EXERCISE: State the count of lines below in which the word "screenshot" appears, and add nothing.

═══ RECORDS FOR THIS EXERCISE ═══

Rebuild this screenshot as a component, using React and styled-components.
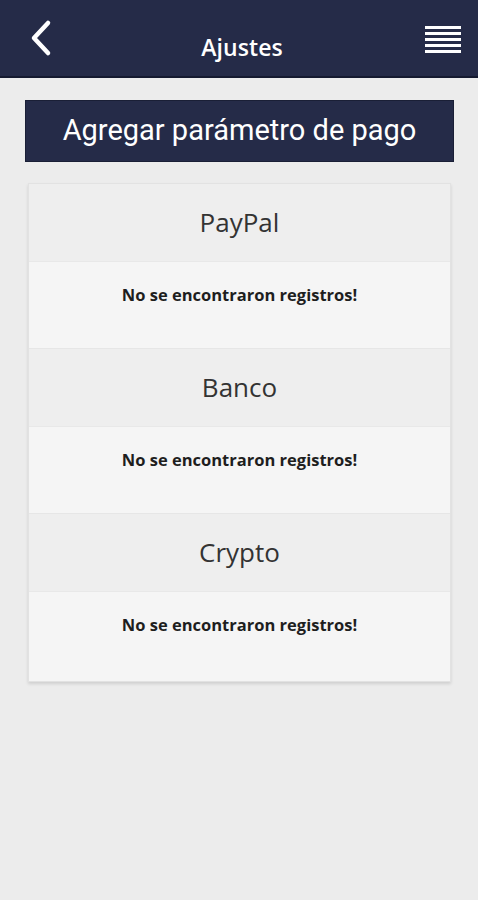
import React from "react";
import styled, { createGlobalStyle } from "styled-components";

const GlobalStyle = createGlobalStyle`
  html, body {
    margin: 0;
    padding: 0;
    background: #ececec;
    font-family: "Open Sans", "Liberation Sans", sans-serif;
  }
`;

const Page = styled.div`
  width: 478px;
  min-height: 900px;
  background: #ececec;
`;

const TopBar = styled.header`
  height: 78px;
  background: #252b48;
  border-bottom: 2px solid #151a30;
  display: flex;
  align-items: center;
  justify-content: space-between;
  padding: 0 16px 0 22px;
  box-sizing: border-box;
`;

const IconButton = styled.button`
  background: none;
  border: none;
  padding: 0;
  width: 38px;
  height: 40px;
  display: flex;
  align-items: center;
  justify-content: center;
  cursor: pointer;
`;

const Title = styled.h1`
  margin: 18px 0 0;
  font-size: 23px;
  font-weight: 600;
  color: #ffffff;
  letter-spacing: 0.1px;
`;

const Content = styled.main`
  padding: 22px 24px 0 25px;
  display: flex;
  flex-direction: column;
  gap: 21px;
`;

const AddButton = styled.button`
  height: 62px;
  width: 100%;
  background: #252b48;
  border: 1px solid #1a1f36;
  color: #ffffff;
  font-family: Roboto, "Liberation Sans", sans-serif;
  font-size: 29px;
  font-weight: 400;
  cursor: pointer;
  padding: 0 0 2px;
`;

const Card = styled.section`
  margin: 0 3px;
  background: #f5f5f5;
  border: 1px solid #e2e2e2;
  box-shadow: 0 2px 3px rgba(0, 0, 0, 0.12);
`;

const Group = styled.div`
  & + & {
    border-top: 1px solid #e6e6e6;
  }
`;

const GroupHeader = styled.div`
  height: 78px;
  background: #eeeeee;
  border-bottom: 1px solid #e8e8e8;
  display: flex;
  align-items: center;
  justify-content: center;
  font-size: 26px;
  color: #333333;
  padding-bottom: 2px;
  box-sizing: border-box;
`;

const GroupBody = styled.div`
  height: ${p => (p.$last ? 89 : 86)}px;
  background: #f5f5f5;
  padding-top: 21px;
  box-sizing: border-box;
  text-align: center;
  font-size: 16.5px;
  font-weight: 700;
  color: #1e1e1e;
`;

const methods = ["PayPal", "Banco", "Crypto"];

export default function App() {
  return (
    <Page>
      <GlobalStyle />
      <TopBar>
        <IconButton aria-label="Atrás">
          <svg width="26" height="38" viewBox="0 0 26 38">
            <path
              d="M20 4 L6 19 L20 34"
              fill="none"
              stroke="#ffffff"
              strokeWidth="4.5"
              strokeLinecap="round"
              strokeLinejoin="round"
            />
          </svg>
        </IconButton>
        <Title>Ajustes</Title>
        <IconButton aria-label="Menú">
          <svg width="36" height="32" viewBox="0 0 36 32">
            {[4, 10, 16, 22, 28].map(y => (
              <rect key={y} x="0" y={y} width="36" height="3" fill="#ffffff" />
            ))}
          </svg>
        </IconButton>
      </TopBar>
      <Content>
        <AddButton>Agregar parámetro de pago</AddButton>
        <Card>
          {methods.map((name, i) => (
            <Group key={name}>
              <GroupHeader>{name}</GroupHeader>
              <GroupBody $last={i === methods.length - 1}>
                No se encontraron registros!
              </GroupBody>
            </Group>
          ))}
        </Card>
      </Content>
    </Page>
  );
}
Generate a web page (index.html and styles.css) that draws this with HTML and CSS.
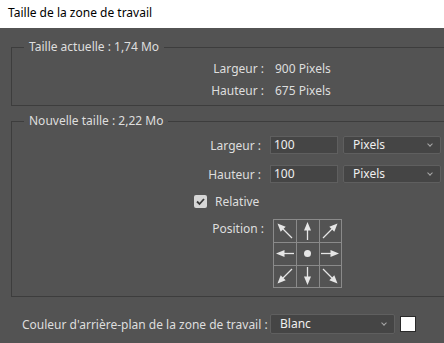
FILE: index.html
```html
<!DOCTYPE html>
<html lang="fr">
<head>
    <meta charset="UTF-8">
    <title>Taille de la zone de travail</title>
    <link rel="stylesheet" href="styles.css">
</head>
<body>
    <div class="title-bar">Taille de la zone de travail</div>

    <div class="panel">
        <fieldset class="group group-current">
            <legend>Taille actuelle : 1,74 Mo</legend>
            <div class="info-row">
                <span class="info-label">Largeur :</span>
                <span class="info-value">900 Pixels</span>
            </div>
            <div class="info-row">
                <span class="info-label">Hauteur :</span>
                <span class="info-value">675 Pixels</span>
            </div>
        </fieldset>

        <fieldset class="group group-new">
            <legend>Nouvelle taille : 2,22 Mo</legend>
            <div class="field-row">
                <span class="field-label">Largeur :</span>
                <div class="text-input">100</div>
                <div class="select select-unit">Pixels<span class="chevron"></span></div>
            </div>
            <div class="field-row">
                <span class="field-label">Hauteur :</span>
                <div class="text-input">100</div>
                <div class="select select-unit">Pixels<span class="chevron"></span></div>
            </div>
            <div class="check-row">
                <span class="checkbox">
                    <svg width="13" height="13" viewBox="0 0 13 13">
                        <path d="M3 6.5 L5.5 9 L10 4" fill="none" stroke="#3a3a3a" stroke-width="1.8"/>
                    </svg>
                </span>
                <span>Relative</span>
            </div>
            <div class="position-row">
                <span class="position-label">Position :</span>
                <svg class="anchor-grid" width="69" height="69" viewBox="0 0 69 69">
                    <g stroke="#8a8a8a" stroke-width="1" fill="none">
                        <rect x="0.5" y="0.5" width="68" height="68"/>
                        <line x1="23.5" y1="0" x2="23.5" y2="69"/>
                        <line x1="46.5" y1="0" x2="46.5" y2="69"/>
                        <line x1="0" y1="23.5" x2="69" y2="23.5"/>
                        <line x1="0" y1="46.5" x2="69" y2="46.5"/>
                    </g>
                    <g stroke="#e6e6e6" stroke-width="1.3">
                        <line x1="34.5" y1="11" x2="34.5" y2="21"/>
                        <line x1="34.5" y1="48" x2="34.5" y2="58"/>
                        <line x1="11" y1="34.5" x2="21" y2="34.5"/>
                        <line x1="48" y1="34.5" x2="58" y2="34.5"/>
                        <line x1="10" y1="10" x2="19" y2="19"/>
                        <line x1="59" y1="10" x2="50" y2="19"/>
                        <line x1="10" y1="59" x2="19" y2="50"/>
                        <line x1="59" y1="59" x2="50" y2="50"/>
                    </g>
                    <g fill="#e6e6e6">
                        <polygon points="34.5,3 31,11.5 38,11.5"/>
                        <polygon points="34.5,66 31,57.5 38,57.5"/>
                        <polygon points="3,34.5 11.5,31 11.5,38"/>
                        <polygon points="66,34.5 57.5,31 57.5,38"/>
                        <polygon points="4.5,4.5 12.7,7.7 7.7,12.7"/>
                        <polygon points="64.5,4.5 56.3,7.7 61.3,12.7"/>
                        <polygon points="4.5,64.5 7.7,56.3 12.7,61.3"/>
                        <polygon points="64.5,64.5 61.3,56.3 56.3,61.3"/>
                        <circle cx="34.5" cy="34.5" r="3.5"/>
                    </g>
                </svg>
            </div>
        </fieldset>

        <div class="bg-row">
            <span class="bg-label">Couleur d'arrière-plan de la zone de travail :</span>
            <div class="select select-bg">Blanc<span class="chevron"></span></div>
            <span class="swatch"></span>
        </div>
    </div>
</body>
</html>
```

FILE: styles.css
```css
* {
    box-sizing: border-box;
    margin: 0;
    padding: 0;
}

html, body {
    width: 444px;
    height: 343px;
    overflow: hidden;
}

body {
    font-family: "Noto Sans", "Open Sans", sans-serif;
    font-size: 12px;
    color: #dedede;
    background: #535353;
}

.title-bar {
    height: 28px;
    line-height: 26px;
    padding-left: 8px;
    background: #ffffff;
    color: #000000;
}

.panel {
    padding: 11px 0 0 11px;
}

.group {
    border: 1px solid #3d3d3d;
    border-right: none;
    margin-right: -20px;
    min-width: 0;
}

.group legend {
    margin-left: 12px;
    padding: 0 5px;
    line-height: 16px;
}

.group-current {
    padding: 2px 0 4px 0;
}

.info-row {
    display: flex;
    height: 22px;
    align-items: center;
}

.info-label {
    width: 252px;
    text-align: right;
}

.info-value {
    margin-left: 11px;
}

.group-new {
    margin-top: 7px;
    padding: 7px 0 8px 0;
}

.field-row {
    display: flex;
    align-items: center;
    height: 18px;
    margin-bottom: 11px;
}

.field-label {
    width: 249px;
    text-align: right;
}

.text-input {
    width: 68px;
    height: 18px;
    margin-left: 9px;
    padding-left: 3px;
    line-height: 16px;
    background: #454545;
    border: 1px solid #5f5f5f;
    color: #f0f0f0;
}

.select {
    position: relative;
    height: 18px;
    padding-left: 9px;
    line-height: 16px;
    background: #454545;
    border: 1px solid #5f5f5f;
    border-radius: 2px;
    color: #f0f0f0;
}

.select-unit {
    width: 98px;
    margin-left: 5px;
}

.chevron {
    position: absolute;
    right: 8px;
    top: 5px;
    width: 4px;
    height: 4px;
    border-right: 1px solid #a8a8a8;
    border-bottom: 1px solid #a8a8a8;
    transform: rotate(45deg);
}

.check-row {
    display: flex;
    align-items: center;
    gap: 8px;
    height: 18px;
    padding-left: 182px;
    margin-top: -2px;
}

.checkbox {
    display: block;
    width: 13px;
    height: 13px;
    background: #d6d6d6;
    border-radius: 2px;
}

.checkbox svg {
    display: block;
}

.position-row {
    display: flex;
    align-items: flex-start;
    margin-top: 9px;
}

.position-label {
    width: 252px;
    padding-top: 2px;
    text-align: right;
    line-height: 16px;
}

.anchor-grid {
    display: block;
    margin-left: 9px;
}

.bg-row {
    display: flex;
    align-items: center;
    height: 20px;
    margin-top: 17px;
    padding-left: 11px;
}

.bg-label {
    width: 248px;
}

.select-bg {
    width: 125px;
    height: 20px;
    line-height: 18px;
    margin-left: 0;
}

.select-bg .chevron {
    top: 6px;
}

.swatch {
    width: 16px;
    height: 16px;
    margin-left: 5px;
    background: #ffffff;
    border: 1px solid #2a2a2a;
}
```
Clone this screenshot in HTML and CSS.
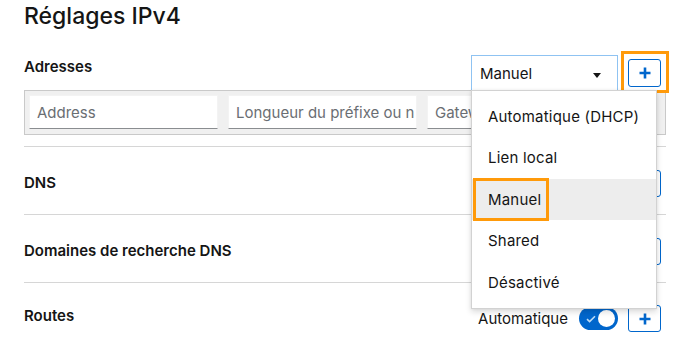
FILE: index.html
```html
<!DOCTYPE html>
<html lang="fr">
<head>
<meta charset="utf-8">
<title>Réglages IPv4</title>
<link rel="stylesheet" href="styles.css">
</head>
<body>
<div class="page">
  <h1 class="title">Réglages IPv4</h1>

  <section class="addresses">
    <div class="addr-head">
      <span class="label">Adresses</span>
      <div class="controls">
        <div class="select">
          <span class="select-text">Manuel</span>
          <span class="caret"></span>
        </div>
        <div class="hl-wrap">
          <button class="plus"><svg viewBox="0 0 12 12" width="12" height="12"><path d="M6 0.5v11M0.5 6h11" stroke="#0066cc" stroke-width="2.6"/></svg></button>
          <span class="hl hl-btn"></span>
        </div>
      </div>
    </div>
    <div class="addr-group">
      <div class="field">Address</div>
      <div class="field">Longueur du préfixe ou n</div>
      <div class="field">Gateway</div>
      <button class="minus"></button>
    </div>
  </section>

  <div class="row">
    <span class="label">DNS</span>
    <button class="plus"><svg viewBox="0 0 12 12" width="12" height="12"><path d="M6 0.5v11M0.5 6h11" stroke="#0066cc" stroke-width="2.6"/></svg></button>
  </div>
  <div class="row">
    <span class="label">Domaines de recherche DNS</span>
    <button class="plus"><svg viewBox="0 0 12 12" width="12" height="12"><path d="M6 0.5v11M0.5 6h11" stroke="#0066cc" stroke-width="2.6"/></svg></button>
  </div>
  <div class="row routes">
    <span class="label">Routes</span>
    <div class="route-controls">
      <span class="auto">Automatique</span>
      <span class="toggle"><svg class="check" viewBox="0 0 10 8" width="10" height="8"><path d="M1 4.2l2.6 2.4L9 1.2" fill="none" stroke="#bfdcf5" stroke-width="1.6"/></svg><span class="knob"></span></span>
      <button class="plus"><svg viewBox="0 0 12 12" width="12" height="12"><path d="M6 0.5v11M0.5 6h11" stroke="#0066cc" stroke-width="2.6"/></svg></button>
    </div>
  </div>

  <ul class="menu">
    <li class="item">Automatique (DHCP)</li>
    <li class="item">Lien local</li>
    <li class="item selected">Manuel<span class="hl hl-item"></span></li>
    <li class="item">Shared</li>
    <li class="item">Désactivé</li>
  </ul>
</div>
</body>
</html>
```
FILE: styles.css
```css
* { box-sizing: border-box; }
html, body { margin: 0; padding: 0; background: #fff; }
body {
  font-family: Inter, "Noto Sans", sans-serif;
  color: #151515;
  width: 699px;
  height: 355px;
  overflow: hidden;
}
.page {
  position: relative;
  padding: 2px 33px 0 24px;
}
.title {
  margin: 0;
  font-size: 23px;
  font-weight: 500;
  line-height: 29px;
}
.label {
  font-size: 15px;
  font-weight: 600;
  line-height: 22px;
}
.addresses { margin-top: 24px; }
.addr-head {
  display: flex;
  justify-content: space-between;
  align-items: flex-start;
}
.addr-head .label { margin-top: 1px; }
.controls {
  display: flex;
  align-items: center;
  gap: 10px;
  margin-right: 5px;
}
.select {
  width: 147px;
  height: 35px;
  border: 1px solid #8fc3f2;
  border-bottom: none;
  display: flex;
  align-items: center;
  justify-content: space-between;
  padding: 0 16px 0 8px;
  font-size: 15px;
}
.caret {
  width: 0; height: 0;
  border-left: 4px solid transparent;
  border-right: 4px solid transparent;
  border-top: 5px solid #151515;
  margin-top: 4px;
}
.hl-wrap { position: relative; display: flex; }
.hl {
  position: absolute;
  border: 3px solid #ff9a0a;
  pointer-events: none;
}
.hl-btn { left: -7px; top: -8px; right: -8px; bottom: -6px; }
.plus {
  width: 33px;
  height: 27px;
  border: 1px solid #0066cc;
  border-radius: 3px;
  background: #fff;
  display: flex;
  align-items: center;
  justify-content: center;
  padding: 0;
}
.controls .plus { height: 28px; }
.addr-group {
  display: flex;
  gap: 10px;
  height: 45px;
  padding: 4px 8px 6px 4px;
  background: #f0f0f0;
  border: 1px solid #c9c9c9;
}
.field {
  width: 189px;
  height: 34px;
  background: #fff;
  border: 1px solid #f3f3f3;
  border-bottom: 1px solid #8a8d90;
  font-size: 15px;
  color: #6a6e73;
  line-height: 33px;
  padding-left: 7px;
  white-space: nowrap;
  overflow: hidden;
}
.minus {
  margin-left: auto;
  width: 30px;
  height: 26px;
  align-self: center;
  border: 1px solid #0066cc;
  border-radius: 3px;
  background: #fff;
  padding: 0;
}
.row {
  display: flex;
  justify-content: space-between;
  align-items: center;
  border-top: 1px solid #d6d6d6;
  padding: 23px 5px 17px 0;
}
.addresses + .row { margin-top: 11px; }
.row .label { margin-top: -2px; }
.row.routes { padding-top: 22px; }
.row.routes .label { margin-top: -6px; }
.route-controls {
  display: flex;
  align-items: center;
}
.auto { font-size: 15px; margin-right: 11px; }
.toggle {
  position: relative;
  width: 39px;
  height: 23px;
  border-radius: 12px;
  background: #0066cc;
  margin-right: 10px;
  display: flex;
  align-items: center;
}
.check { margin-left: 7px; }
.knob {
  position: absolute;
  right: 3px;
  top: 3px;
  width: 17px;
  height: 17px;
  border-radius: 50%;
  background: #fff;
}
.menu {
  position: absolute;
  left: 471px;
  top: 90px;
  width: 186px;
  margin: 0;
  padding: 5px 0 5px;
  list-style: none;
  background: #fff;
  border: 1px solid #d2d2d2;
  box-shadow: 0 3px 6px rgba(3, 3, 3, 0.14), 0 0 3px rgba(3,3,3,0.06);
}
.item {
  position: relative;
  height: 41.4px;
  line-height: 41.4px;
  padding-left: 16px;
  font-size: 15px;
  letter-spacing: 0.2px;
  white-space: nowrap;
}
.item.selected { background: #ededed; }
.hl-item { left: 1px; top: -1px; width: 76px; height: 43px; }
```
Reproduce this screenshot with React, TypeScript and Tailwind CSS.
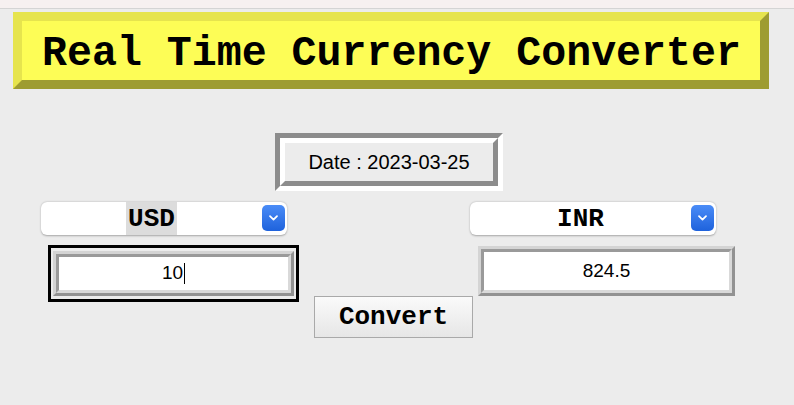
import React from "react";

function Chevron() {
  return (
    <div className="flex h-[26px] w-[23px] items-center justify-center rounded-[5px] bg-gradient-to-b from-[#4a8cf7] to-[#1e62dc]">
      <svg width="11" height="8" viewBox="0 0 11 8" fill="none">
        <path d="M2 2.2 L5.5 5.6 L9 2.2" stroke="white" strokeWidth="1.8" strokeLinecap="round" strokeLinejoin="round" />
      </svg>
    </div>
  );
}

function Select({ label, highlight }: { label: string; highlight?: boolean }) {
  return (
    <div className="relative flex h-[33px] w-[246px] items-center justify-center rounded-[6px] bg-white pr-[25px] shadow-[0_0.5px_2px_rgba(0,0,0,0.3)]">
      <span
        className={
          "flex h-full items-center px-[2px] text-[26px] font-bold text-black leading-none " +
          (highlight ? "bg-[#dcdcdc]" : "")
        }
        style={{ fontFamily: '"Liberation Mono", "Courier New", monospace' }}
      >
        {label}
      </span>
      <div className="absolute right-[2px] top-[3px]">
        <Chevron />
      </div>
    </div>
  );
}

function Entry({ value, cursor, w, h }: { value: string; cursor?: boolean; w: string; h: string }) {
  return (
    <div className={"border-[3px] border-t-[#d4d4d4] border-l-[#d4d4d4] border-r-[#929292] border-b-[#929292] " + w + " " + h}>
      <div className="flex h-full w-full items-center justify-center border-[3px] border-t-[#9a9a9a] border-l-[#9a9a9a] border-r-[#d9d9d9] border-b-[#d9d9d9] bg-white">
        <span className="text-[19px] text-black" style={{ fontFamily: '"Liberation Sans", Arial, sans-serif' }}>
          {value}
        </span>
        {cursor && <span className="ml-[1px] h-[21px] w-[1px] bg-black" />}
      </div>
    </div>
  );
}

export default function App() {
  return (
    <div className="h-[405px] w-[794px] overflow-hidden bg-[#ececec]">
      <div className="h-[9px] border-b border-[#d4d4d4] bg-[#f6f0f0]" />
      <div className="px-[13px] pt-[3px]">
        <div className="h-[77px] w-[756px] border-[9px] border-t-[#e6e44e] border-l-[#e6e44e] border-r-[#9e9c31] border-b-[#9e9c31] bg-[#fdfd56]">
          <div className="flex h-full items-center pl-[20px] pt-[7px]">
            <span
              className="text-[41.6px] font-bold leading-none text-black"
              style={{ fontFamily: '"Liberation Mono", "Courier New", monospace' }}
            >
              Real Time Currency Converter
            </span>
          </div>
        </div>
      </div>
      <div className="mt-[44px] flex">
        <div className="ml-[275px] h-[58px] w-[228px] border-[5px] border-t-[#8c8c8c] border-l-[#8c8c8c] border-r-white border-b-white">
          <div className="flex h-full w-full items-center justify-center border-[5px] border-t-white border-l-white border-r-[#8c8c8c] border-b-[#8c8c8c]">
            <span className="text-[20px] text-black" style={{ fontFamily: '"Liberation Sans", Arial, sans-serif' }}>
              Date : 2023-03-25
            </span>
          </div>
        </div>
      </div>
      <div className="mt-[11px] flex">
        <div className="ml-[41px]">
          <Select label="USD" highlight />
        </div>
        <div className="ml-[183px]">
          <Select label="INR" />
        </div>
      </div>
      <div className="mt-[10px] flex items-start">
        <div className="ml-[48px] h-[57px] w-[251px] border-[3px] border-black px-[2px] py-[3px]">
          <Entry value="10" cursor w="w-full" h="h-full" />
        </div>
        <div className="ml-[179px] mt-[1px]">
          <Entry value="824.5" w="w-[257px]" h="h-[50px]" />
        </div>
      </div>
      <div className="-mt-[6px] flex">
        <button
          className="ml-[314px] flex h-[42px] w-[159px] items-center justify-center border border-[#a9a9a9] bg-gradient-to-b from-[#fafafa] to-[#e6e6e6]"
        >
          <span
            className="text-[26px] font-bold leading-none text-black"
            style={{ fontFamily: '"Liberation Mono", "Courier New", monospace' }}
          >
            Convert
          </span>
        </button>
      </div>
    </div>
  );
}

═══

PROBLEM SOLUTION: 3